My intuition tells me you are right. Endpoint-fingerprinting resistance is very important as it could render all of our effort in other areas useless. The distribution problem is hard to solve, yes. My view is that users have to setup their own services or pay for someone to do this. Putting servers on CDNs like Amazon's or behind Cloudflare, and putting them behind their own domains, seems like the most resilient method.

ghost commented 3 years ago

Early history of Shadowsocks is interesting. At first (2010) it uses substitution cipher. Soon they found substitution cipher is not secure, frequency analysis is enough to detect it.

Then shadowsocks introduced RC4 cipher. This time, they forgot add an initialization vector.

RC4 itself has no place for IV, so they generate an IV, mix it with password by MD5. This is the first stream cipher of shadowsocks.
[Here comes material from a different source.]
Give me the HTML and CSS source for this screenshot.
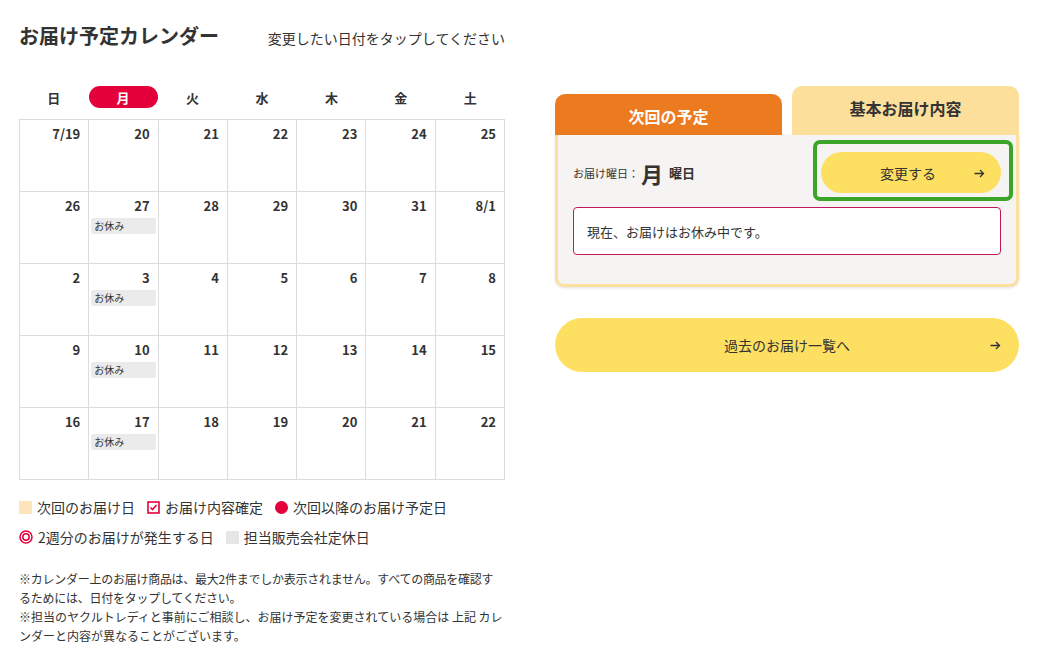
FILE: index.html
```html
<!DOCTYPE html>
<html lang="ja">
<head>
  <meta charset="UTF-8">
  <title>お届け予定カレンダー</title>
  <link rel="stylesheet" href="styles.css">
</head>
<body>
  <div class="page">
    <div class="left">
      <div class="head">
        <h1 class="title">お届け予定カレンダー</h1>
        <div class="hint">変更したい日付をタップしてください</div>
      </div>

      <div class="weekdays">
        <div class="wd">日</div>
        <div class="wd"><span class="wd-on">月</span></div>
        <div class="wd">火</div>
        <div class="wd">水</div>
        <div class="wd">木</div>
        <div class="wd">金</div>
        <div class="wd">土</div>
      </div>

      <div class="calendar">
        <div class="cell"><div class="num">7/19</div></div>
        <div class="cell"><div class="num">20</div></div>
        <div class="cell"><div class="num">21</div></div>
        <div class="cell"><div class="num">22</div></div>
        <div class="cell"><div class="num">23</div></div>
        <div class="cell"><div class="num">24</div></div>
        <div class="cell"><div class="num">25</div></div>

        <div class="cell"><div class="num">26</div></div>
        <div class="cell"><div class="num">27</div><div class="off">お休み</div></div>
        <div class="cell"><div class="num">28</div></div>
        <div class="cell"><div class="num">29</div></div>
        <div class="cell"><div class="num">30</div></div>
        <div class="cell"><div class="num">31</div></div>
        <div class="cell"><div class="num">8/1</div></div>

        <div class="cell"><div class="num">2</div></div>
        <div class="cell"><div class="num">3</div><div class="off">お休み</div></div>
        <div class="cell"><div class="num">4</div></div>
        <div class="cell"><div class="num">5</div></div>
        <div class="cell"><div class="num">6</div></div>
        <div class="cell"><div class="num">7</div></div>
        <div class="cell"><div class="num">8</div></div>

        <div class="cell"><div class="num">9</div></div>
        <div class="cell"><div class="num">10</div><div class="off">お休み</div></div>
        <div class="cell"><div class="num">11</div></div>
        <div class="cell"><div class="num">12</div></div>
        <div class="cell"><div class="num">13</div></div>
        <div class="cell"><div class="num">14</div></div>
        <div class="cell"><div class="num">15</div></div>

        <div class="cell"><div class="num">16</div></div>
        <div class="cell"><div class="num">17</div><div class="off">お休み</div></div>
        <div class="cell"><div class="num">18</div></div>
        <div class="cell"><div class="num">19</div></div>
        <div class="cell"><div class="num">20</div></div>
        <div class="cell"><div class="num">21</div></div>
        <div class="cell"><div class="num">22</div></div>
      </div>

      <div class="legend">
        <div class="legend-row">
          <span class="item"><span class="sq sq-next"></span>次回のお届け日</span>
          <span class="item">
            <svg class="ico" width="13" height="13" viewBox="0 0 13 13"><rect x="1" y="1" width="11" height="11" fill="#fff" stroke="#e4003b" stroke-width="1.6"/><path d="M3.5 6.5l2 2 4-4.5" fill="none" stroke="#e4003b" stroke-width="1.6"/></svg>お届け内容確定
          </span>
          <span class="item"><span class="dot"></span>次回以降のお届け予定日</span>
        </div>
        <div class="legend-row">
          <span class="item">
            <svg class="ico" width="14" height="14" viewBox="0 0 14 14"><circle cx="7" cy="7" r="6" fill="none" stroke="#e4003b" stroke-width="1.5"/><circle cx="7" cy="7" r="3.2" fill="none" stroke="#e4003b" stroke-width="1.5"/></svg>2週分のお届けが発生する日
          </span>
          <span class="item"><span class="sq sq-holiday"></span>担当販売会社定休日</span>
        </div>
      </div>

      <div class="notes">
        <p class="tight">※カレンダー上のお届け商品は、最大2件までしか表示されません。すべての商品を確認するためには、日付をタップしてください。</p>
        <p>※担当のヤクルトレディと事前にご相談し、お届け予定を変更されている場合は 上記 カレンダーと内容が異なることがございます。</p>
      </div>
    </div>

    <div class="right">
      <div class="tabs">
        <div class="tab tab-next">次回の予定</div>
        <div class="tab tab-basic">基本お届け内容</div>
      </div>
      <div class="panel">
        <div class="panel-top">
          <div class="dow">
            <span class="dow-label">お届け曜日：</span>
            <span class="dow-day">月</span>
            <span class="dow-suffix">曜日</span>
          </div>
          <div class="change-wrap">
            <a class="btn btn-change" href="#">
              <span>変更する</span>
              <svg class="arrow" width="11" height="9" viewBox="0 0 11 9"><path d="M0.5 4.5h9M6 1l3.5 3.5L6 8" fill="none" stroke="#333" stroke-width="1.3"/></svg>
            </a>
            <div class="focus-ring"></div>
          </div>
        </div>
        <div class="notice">現在、お届けはお休み中です。</div>
      </div>

      <a class="btn btn-history" href="#">
        <span>過去のお届け一覧へ</span>
        <svg class="arrow" width="11" height="9" viewBox="0 0 11 9"><path d="M0.5 4.5h9M6 1l3.5 3.5L6 8" fill="none" stroke="#333" stroke-width="1.3"/></svg>
      </a>
    </div>
  </div>
</body>
</html>
```

FILE: styles.css
```css
body {
  margin: 0;
  background: #fff;
  color: #333;
  font-family: "Noto Sans CJK JP", "Noto Sans", sans-serif;
}
.page {
  display: flex;
  gap: 50px;
  padding: 0 0 0 19px;
}
.left {
  width: 486px;
}
.head {
  display: flex;
  align-items: baseline;
  padding-top: 22px;
  height: 64px;
  box-sizing: border-box;
  white-space: nowrap;
}
.title {
  margin: 0;
  font-size: 20px;
  font-weight: bold;
  width: 250px;
  line-height: 28px;
}
.hint {
  font-size: 14px;
}
.weekdays {
  display: grid;
  grid-template-columns: repeat(7, 1fr);
  height: 22px;
  margin: 22px 0 11px;
}
.wd {
  display: flex;
  align-items: center;
  justify-content: center;
  font-size: 13px;
  font-weight: bold;
}
.wd-on {
  display: flex;
  align-items: center;
  justify-content: center;
  width: 69px;
  height: 22px;
  border-radius: 11px;
  background: #e4003b;
  color: #fff;
}
.calendar {
  display: grid;
  grid-template-columns: repeat(7, 1fr);
  border-top: 1px solid #dcdcdc;
  border-left: 1px solid #dcdcdc;
}
.cell {
  height: 72px;
  box-sizing: border-box;
  border-right: 1px solid #dcdcdc;
  border-bottom: 1px solid #dcdcdc;
  padding: 5px 2px 0;
}
.num {
  text-align: right;
  padding-right: 6px;
  font-size: 13px;
  font-weight: bold;
  line-height: 18px;
}
.off {
  margin-top: 3px;
  height: 16px;
  line-height: 16px;
  background: #ebebeb;
  border-radius: 2px;
  padding-left: 3px;
  font-size: 10px;
}
.legend {
  margin-top: 12px;
  font-size: 14px;
}
.legend-row {
  display: flex;
  gap: 12px;
  height: 30px;
  align-items: center;
}
.item {
  display: flex;
  align-items: center;
  gap: 5px;
}
.sq {
  width: 13px;
  height: 13px;
}
.sq-next {
  background: #fde4bb;
}
.sq-holiday {
  background: #e6e6e6;
}
.dot {
  width: 13px;
  height: 13px;
  border-radius: 50%;
  background: #e4003b;
}
.notes {
  margin-top: 17px;
  font-size: 12px;
  line-height: 19px;
}
.notes p {
  margin: 0;
}
.notes .tight {
  letter-spacing: -0.26px;
}
.right {
  width: 464px;
  padding-top: 86px;
}
.tabs {
  display: flex;
  align-items: flex-end;
  gap: 10px;
}
.tab {
  flex: 1;
  display: flex;
  align-items: center;
  justify-content: center;
  font-size: 16px;
  font-weight: bold;
  border-radius: 10px 10px 0 0;
}
.tab-next {
  height: 41px;
  background: #ec7a1f;
  color: #fff;
  padding-top: 2px;
  box-sizing: border-box;
}
.tab-basic {
  height: 49px;
  background: #fddf9c;
  padding-bottom: 5px;
  box-sizing: border-box;
}
.panel {
  background: #f6f4f2;
  border: 3px solid #fde0a0;
  border-top: none;
  border-radius: 0 0 9px 9px;
  padding: 17px 15px 29px;
  box-shadow: 0 1px 3px rgba(0, 0, 0, 0.12);
}
.panel-top {
  display: flex;
  align-items: center;
  justify-content: space-between;
}
.dow {
  display: flex;
  align-items: center;
}
.dow-label {
  font-size: 11px;
}
.dow-day {
  font-size: 22px;
  font-weight: bold;
  margin: 0 6px 0 2px;
}
.dow-suffix {
  font-size: 13px;
  font-weight: bold;
}
.change-wrap {
  position: relative;
}
.btn {
  display: flex;
  align-items: center;
  justify-content: center;
  position: relative;
  background: #fde062;
  color: #333;
  text-decoration: none;
  font-size: 14px;
}
.btn .arrow {
  position: absolute;
  right: 16px;
  top: 50%;
  margin-top: -4px;
}
.btn-change {
  width: 180px;
  height: 41px;
  border-radius: 21px;
}
.btn-change span {
  margin-left: -6px;
}
.focus-ring {
  position: absolute;
  left: -8px;
  top: -12px;
  right: -12px;
  bottom: -8px;
  border: 4px solid #3aa528;
  border-radius: 7px;
}
.notice {
  margin-top: 14px;
  background: #fff;
  border: 1px solid #c2185b;
  border-radius: 4px;
  height: 48px;
  box-sizing: border-box;
  padding-left: 13px;
  display: flex;
  align-items: center;
  font-size: 13px;
}
.btn-history {
  margin-top: 31px;
  height: 54px;
  border-radius: 27px;
}
.btn-history .arrow {
  right: 18px;
}
```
Then they finally imported (#included<>, [DllImported], depends on which language is used by the implementation...) OpenSSL, and they added those aes/camellia-xxx-yyy stream cipher from OpenSSL. Then you maybe already know other part.

You see, things are not related at cryptography at the very begin.

ghost commented 3 years ago

And why it works? Just like DES works in 1980, shadowsocks works in 2010. Every new protocol is "Unknown traffic" when it's born. And they usually decide allow unknown traffic. Sure, we know it is shadowsocks in a few days/months/years, shadowsocks not works now, just like DES not works in 199x. Then shadowsock changed it's protocol by replace it's S-Box with RC4, works for a while, just like 3DES works for a while, maybe getting detected. Then shadowsocks added an IV, works for a while, getting active probed in 2014-2016. They choose to add a MAC, they experimented their handcrafted OTA, not works well, so they choosed update protocol to use a real AEAD cipher. It works until 2019, then getting active probed in another way. And they fixed it by improve error handling. Why shadowsocks works? Because it's active maintained. Original shadowsocks protocol won't works, but 2020 protocol and implementation will works at least for a while. If you changed fast enough, DPI won't catch you.